Anyway, the worst thing Guiliano advocates is Magical Leek Soup.
Ingredients:
2 pounds leeks
1. Clean the leeks and rinse well to get rid of sand and soil. Cut off the ends of the dark green parts, leaving all the white parts plus a suggestion of pale green. (Reserve the extra greens for soup stock.)
2. Put the leeks in a large pot and cover with water. Bring to a boil, reduce the heat, and simmer uncovered for 20 to 30 minutes. Pour off the liquid and reserve. Place the leeks in a bowl.
The juice is to be drunk (reheated or at room temperature to taste) every 2 to 3 hours, 1 cup at a time. For meals, or whenever hungry, have some of the leeks themselves, 1/2 cup at a time.
Apparently, French women all do this "leek weekend" once every three months. What, really? And because you are basically not eating, you're not to do anything strenuous. It is a weekend for sitting around in your pyjamas (Chanel, of course) reading (Proust, of course) and relaxing. Honestly, who has time for this? And can you imagine what it would do to your digestive system? Who has time to sit around farting leeks for an entire weekend? Don't get me wrong, I love leeks as much as the next foodie. I just have no particular desire to live on pond water for two days.

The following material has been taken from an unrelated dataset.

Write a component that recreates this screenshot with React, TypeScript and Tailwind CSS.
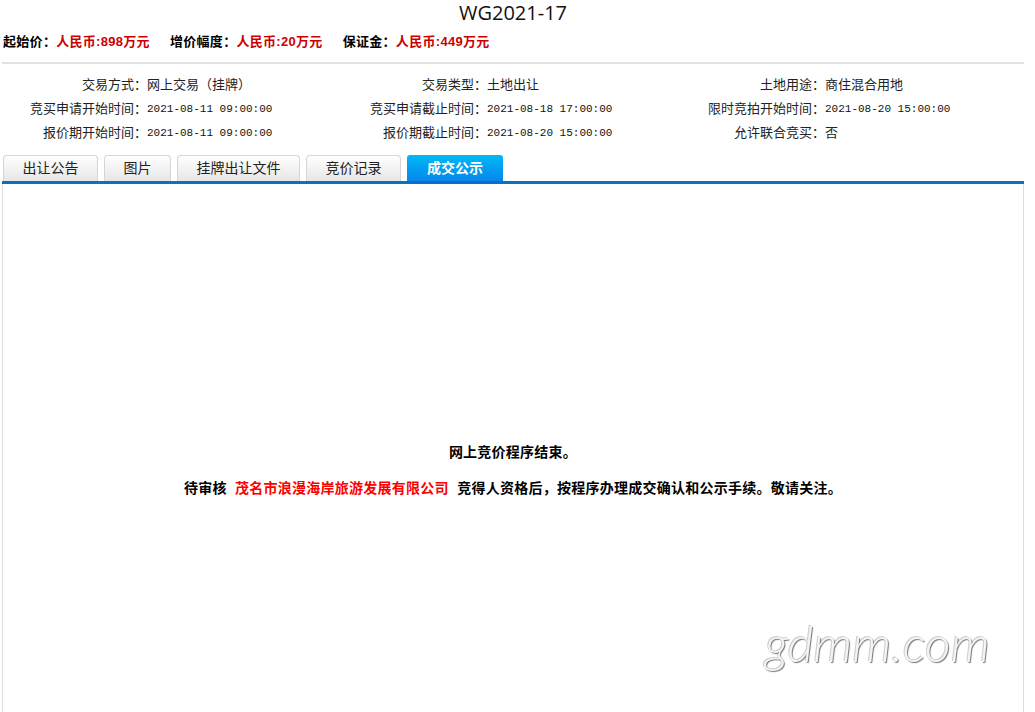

The other bit that really got me was when she states that a whole banana is two servings. This is the correct, Gallic-approved method of eating a banana:
1. Peel banana.
2. Chop banana in half. Place one half in clingfilm in the fridge.
3. Put the other half on a plate and chop into little bits.
4. Eat the little bits one at a time with a fork.
Can you imagine eating a banana like that? It's ridiculous! If I saw someone eat a banana like that I'd assume she had some form of OCD or an eating disorder.
But of course, the real problem with all this is the self-righteous, punchable smugness that pervades the entire book. I'm a beautiful, slim, glamorous woman, and you too can be like me if you give up your Curly Wurly habit and drink vile leek water instead. Well I'm not giving up my Curly Wurly habit for no Frenchie, I don't care how slim she is. Instead I shall dedicate my efforts to producing a new volume, in order to help those snooty French women be more like us fabulous Brits.
ENGLISH WOMEN DON'T GET SMUG
Introduction: The English are a nation of fat ugly munters and we know it
The English diet: Stodge, lard, stodge, chips, burgers and stodge. Vegetables? What are they?
Recipes: Discover just what a spotted dick actually is. And no, it's nothing to do with our chlamydia epidemic.
Chicken: How the proliferation of dodgy fried chicken establishments has made the English waistline what it is today.
Denial: How to convince yourself that if you order a Diet Coke with your doner kebab, it cancels out the calories in the kebab.
Binge drinking: If you puke it into the gutter at 3am, the calories don't count!
Desperation: The Atkins Diet, The South Beach Diet, The Hollywood Diet, The Cabbage Soup Diet, and how to celebrate breaking them all with a family-sized bar of Dairy Milk.
Self-loathing: British women have been told for ages that we are pasty, pear shaped, mousy, flabby, inelegant and generally inferior to our sisters across the Channel. And what are we good for? No 1 in Europe for teen pregnancies, GET IN!!
Reading this book is only the beginning of a wonderful life of self-loathing. If you just stick to these rules of following a lard-based diet, rich in refined carbohydrates and dodgy additives, you will never suffer from the terrible smugness that blights those slim Frenchies across the channel.
What do you reckon? Should I fire off 3 chapters and a synopsis to Guiliano's publishers?